▶ TO BE DONE
Transcribe every line exactly and omit anything that is a picture.

▶ DATASET SECTION

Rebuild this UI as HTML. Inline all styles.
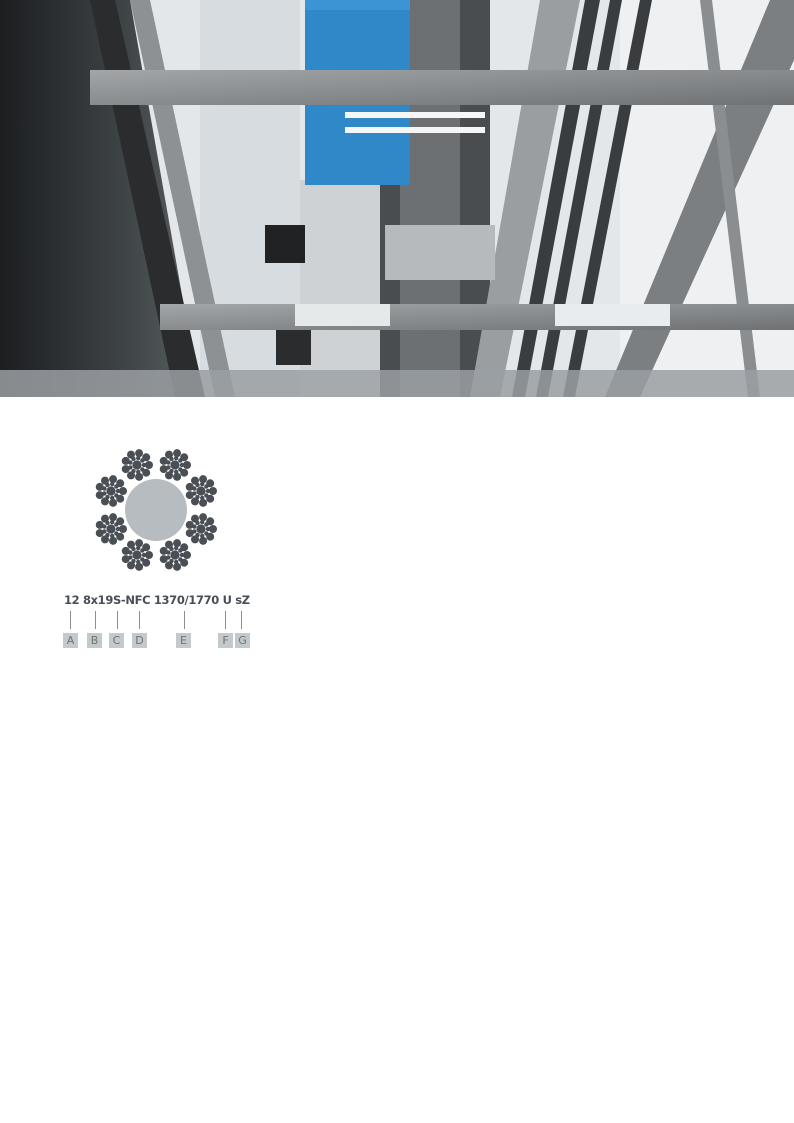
<!DOCTYPE html>
<html><head><meta charset="utf-8"><style>
html,body{margin:0;padding:0;background:#fff}
body{width:794px;height:1123px;position:relative;overflow:hidden;font-family:"Liberation Sans","DejaVu Sans",sans-serif}
.code{position:absolute;top:593px;left:64px;font-weight:bold;font-size:11.5px;color:#4a4f55;white-space:nowrap;font-family:"DejaVu Sans","Liberation Sans",sans-serif;letter-spacing:-0.35px}
.tick{position:absolute;top:611px;width:1px;height:18px;background:#8a8f94}
.lab{position:absolute;top:633px;width:15px;height:15px;background:#c4c9cc;color:#6d7277;font-size:11px;text-align:center;line-height:15px;font-family:"DejaVu Sans",sans-serif}
</style></head><body>
<svg width="794" height="397" style="position:absolute;left:0;top:0" viewBox="0 0 794 397">
<defs>
<linearGradient id="lg" x1="0" x2="1"><stop offset="0" stop-color="#1c1e20"/><stop offset="0.6" stop-color="#3d4245"/><stop offset="1" stop-color="#5a5f62"/></linearGradient>
<linearGradient id="beam" y1="0" y2="1"><stop offset="0" stop-color="#a3a6a8"/><stop offset="1" stop-color="#6e7275"/></linearGradient>
</defs>
<rect width="794" height="397" fill="#e4e7ea"/>
<rect x="200" y="0" width="100" height="397" fill="#d7dce0"/>
<rect x="300" y="180" width="80" height="190" fill="#cfd2d4"/>
<rect x="380" y="0" width="110" height="397" fill="#4a4d50"/>
<rect x="400" y="0" width="60" height="397" fill="#6c7073"/>
<rect x="620" y="0" width="174" height="397" fill="#eef0f1"/>
<rect x="305" y="0" width="105" height="185" fill="#2f88c8"/>
<rect x="305" y="0" width="105" height="10" fill="#3b94d4"/>
<polygon points="0,0 130,0 200,397 0,397" fill="url(#lg)"/>
<polygon points="90,0 115,0 205,397 175,397" fill="#2a2c2e"/>
<polygon points="130,0 150,0 235,397 215,397" fill="#8d9194"/>
<polygon points="540,0 580,0 500,397 470,397" fill="#9a9ea1"/>
<polygon points="585,0 600,0 525,397 512,397" fill="#3a3d40"/>
<polygon points="610,0 622,0 548,397 536,397" fill="#3a3d40"/>
<polygon points="640,0 652,0 575,397 563,397" fill="#3a3d40"/>
<polygon points="770,0 794,0 794,60 640,397 605,397" fill="#7b7f82"/>
<polygon points="700,0 712,0 760,397 748,397" fill="#8a8e91"/>
<rect x="90" y="70" width="704" height="35" fill="url(#beam)"/>
<rect x="160" y="304" width="634" height="26" fill="url(#beam)"/>
<rect x="295" y="304" width="95" height="22" fill="#e6e9ea"/>
<rect x="555" y="304" width="115" height="22" fill="#e9ecee"/>
<rect x="265" y="225" width="40" height="38" fill="#202224"/>
<rect x="276" y="330" width="35" height="35" fill="#2a2c2e"/>
<rect x="385" y="225" width="110" height="55" fill="#b6babd"/>
<rect x="345" y="112" width="140" height="6" fill="#f4f6f8"/>
<rect x="345" y="127" width="140" height="6" fill="#f4f6f8"/>
<rect x="0" y="370" width="794" height="27" fill="#9a9fa3" opacity="0.85"/>
</svg>
<svg width="794" height="200" style="position:absolute;left:0;top:430px" viewBox="0 430 794 200">
<defs>
<g id="s" fill="#4a4f55">
<circle r="4.6"/>
<circle cx="7" cy="0" r="2.2"/><circle cx="5.36" cy="4.5" r="2.2"/><circle cx="1.22" cy="6.89" r="2.2"/><circle cx="-3.5" cy="6.06" r="2.2"/><circle cx="-6.58" cy="2.39" r="2.2"/><circle cx="-6.58" cy="-2.39" r="2.2"/><circle cx="-3.5" cy="-6.06" r="2.2"/><circle cx="1.22" cy="-6.89" r="2.2"/><circle cx="5.36" cy="-4.5" r="2.2"/>
<circle cx="12" cy="0" r="4"/><circle cx="9.19" cy="7.71" r="4"/><circle cx="2.08" cy="11.82" r="4"/><circle cx="-6" cy="10.39" r="4"/><circle cx="-11.28" cy="4.1" r="4"/><circle cx="-11.28" cy="-4.1" r="4"/><circle cx="-6" cy="-10.39" r="4"/><circle cx="2.08" cy="-11.82" r="4"/><circle cx="9.19" cy="-7.71" r="4"/>
</g>
</defs>
<circle cx="156" cy="510" r="31" fill="#b7bcc0"/>
<use href="#s" x="137" y="465"/>
<use href="#s" x="175" y="465"/>
<use href="#s" x="201" y="491"/>
<use href="#s" x="201" y="529"/>
<use href="#s" x="175" y="555"/>
<use href="#s" x="137" y="555"/>
<use href="#s" x="111" y="529"/>
<use href="#s" x="111" y="491"/>
</svg>
<div class="code">12 8x19S-NFC 1370/1770 U sZ</div>
<div class="tick" style="left:70px"></div>
<div class="tick" style="left:95px"></div>
<div class="tick" style="left:117px"></div>
<div class="tick" style="left:139px"></div>
<div class="tick" style="left:184px"></div>
<div class="tick" style="left:225px"></div>
<div class="tick" style="left:241px"></div>
<div class="lab" style="left:63px">A</div>
<div class="lab" style="left:87px">B</div>
<div class="lab" style="left:109px">C</div>
<div class="lab" style="left:132px">D</div>
<div class="lab" style="left:176px">E</div>
<div class="lab" style="left:218px">F</div>
<div class="lab" style="left:235px">G</div>
</body></html>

▶ FINAL RESULT
Rebuild this UI as HTML. Inline all styles.
<!DOCTYPE html>
<html><head><meta charset="utf-8"><style>
html,body{margin:0;padding:0;background:#fff}
body{width:794px;height:1123px;position:relative;overflow:hidden;font-family:"Liberation Sans","DejaVu Sans",sans-serif}
.code{position:absolute;top:593px;left:64px;font-weight:bold;font-size:11.5px;color:#4a4f55;white-space:nowrap;font-family:"DejaVu Sans","Liberation Sans",sans-serif;letter-spacing:-0.35px}
.tick{position:absolute;top:611px;width:1px;height:18px;background:#8a8f94}
.lab{position:absolute;top:633px;width:15px;height:15px;background:#c4c9cc;color:#6d7277;font-size:11px;text-align:center;line-height:15px;font-family:"DejaVu Sans",sans-serif}
</style></head><body>
<svg width="794" height="397" style="position:absolute;left:0;top:0" viewBox="0 0 794 397">
<defs>
<linearGradient id="lg" x1="0" x2="1"><stop offset="0" stop-color="#1c1e20"/><stop offset="0.6" stop-color="#3d4245"/><stop offset="1" stop-color="#5a5f62"/></linearGradient>
<linearGradient id="beam" y1="0" y2="1"><stop offset="0" stop-color="#a3a6a8"/><stop offset="1" stop-color="#6e7275"/></linearGradient>
</defs>
<rect width="794" height="397" fill="#e4e7ea"/>
<rect x="200" y="0" width="100" height="397" fill="#d7dce0"/>
<rect x="300" y="180" width="80" height="190" fill="#cfd2d4"/>
<rect x="380" y="0" width="110" height="397" fill="#4a4d50"/>
<rect x="400" y="0" width="60" height="397" fill="#6c7073"/>
<rect x="620" y="0" width="174" height="397" fill="#eef0f1"/>
<rect x="305" y="0" width="105" height="185" fill="#2f88c8"/>
<rect x="305" y="0" width="105" height="10" fill="#3b94d4"/>
<polygon points="0,0 130,0 200,397 0,397" fill="url(#lg)"/>
<polygon points="90,0 115,0 205,397 175,397" fill="#2a2c2e"/>
<polygon points="130,0 150,0 235,397 215,397" fill="#8d9194"/>
<polygon points="540,0 580,0 500,397 470,397" fill="#9a9ea1"/>
<polygon points="585,0 600,0 525,397 512,397" fill="#3a3d40"/>
<polygon points="610,0 622,0 548,397 536,397" fill="#3a3d40"/>
<polygon points="640,0 652,0 575,397 563,397" fill="#3a3d40"/>
<polygon points="770,0 794,0 794,60 640,397 605,397" fill="#7b7f82"/>
<polygon points="700,0 712,0 760,397 748,397" fill="#8a8e91"/>
<rect x="90" y="70" width="704" height="35" fill="url(#beam)"/>
<rect x="160" y="304" width="634" height="26" fill="url(#beam)"/>
<rect x="295" y="304" width="95" height="22" fill="#e6e9ea"/>
<rect x="555" y="304" width="115" height="22" fill="#e9ecee"/>
<rect x="265" y="225" width="40" height="38" fill="#202224"/>
<rect x="276" y="330" width="35" height="35" fill="#2a2c2e"/>
<rect x="385" y="225" width="110" height="55" fill="#b6babd"/>
<rect x="345" y="112" width="140" height="6" fill="#f4f6f8"/>
<rect x="345" y="127" width="140" height="6" fill="#f4f6f8"/>
<rect x="0" y="370" width="794" height="27" fill="#9a9fa3" opacity="0.85"/>
</svg>
<svg width="794" height="200" style="position:absolute;left:0;top:430px" viewBox="0 430 794 200">
<defs>
<g id="s" fill="#4a4f55">
<circle r="4.6"/>
<circle cx="7" cy="0" r="2.2"/><circle cx="5.36" cy="4.5" r="2.2"/><circle cx="1.22" cy="6.89" r="2.2"/><circle cx="-3.5" cy="6.06" r="2.2"/><circle cx="-6.58" cy="2.39" r="2.2"/><circle cx="-6.58" cy="-2.39" r="2.2"/><circle cx="-3.5" cy="-6.06" r="2.2"/><circle cx="1.22" cy="-6.89" r="2.2"/><circle cx="5.36" cy="-4.5" r="2.2"/>
<circle cx="12" cy="0" r="4"/><circle cx="9.19" cy="7.71" r="4"/><circle cx="2.08" cy="11.82" r="4"/><circle cx="-6" cy="10.39" r="4"/><circle cx="-11.28" cy="4.1" r="4"/><circle cx="-11.28" cy="-4.1" r="4"/><circle cx="-6" cy="-10.39" r="4"/><circle cx="2.08" cy="-11.82" r="4"/><circle cx="9.19" cy="-7.71" r="4"/>
</g>
</defs>
<circle cx="156" cy="510" r="31" fill="#b7bcc0"/>
<use href="#s" x="137" y="465"/>
<use href="#s" x="175" y="465"/>
<use href="#s" x="201" y="491"/>
<use href="#s" x="201" y="529"/>
<use href="#s" x="175" y="555"/>
<use href="#s" x="137" y="555"/>
<use href="#s" x="111" y="529"/>
<use href="#s" x="111" y="491"/>
</svg>
<div class="code">12 8x19S-NFC 1370/1770 U sZ</div>
<div class="tick" style="left:70px"></div>
<div class="tick" style="left:95px"></div>
<div class="tick" style="left:117px"></div>
<div class="tick" style="left:139px"></div>
<div class="tick" style="left:184px"></div>
<div class="tick" style="left:225px"></div>
<div class="tick" style="left:241px"></div>
<div class="lab" style="left:63px">A</div>
<div class="lab" style="left:87px">B</div>
<div class="lab" style="left:109px">C</div>
<div class="lab" style="left:132px">D</div>
<div class="lab" style="left:176px">E</div>
<div class="lab" style="left:218px">F</div>
<div class="lab" style="left:235px">G</div>
</body></html>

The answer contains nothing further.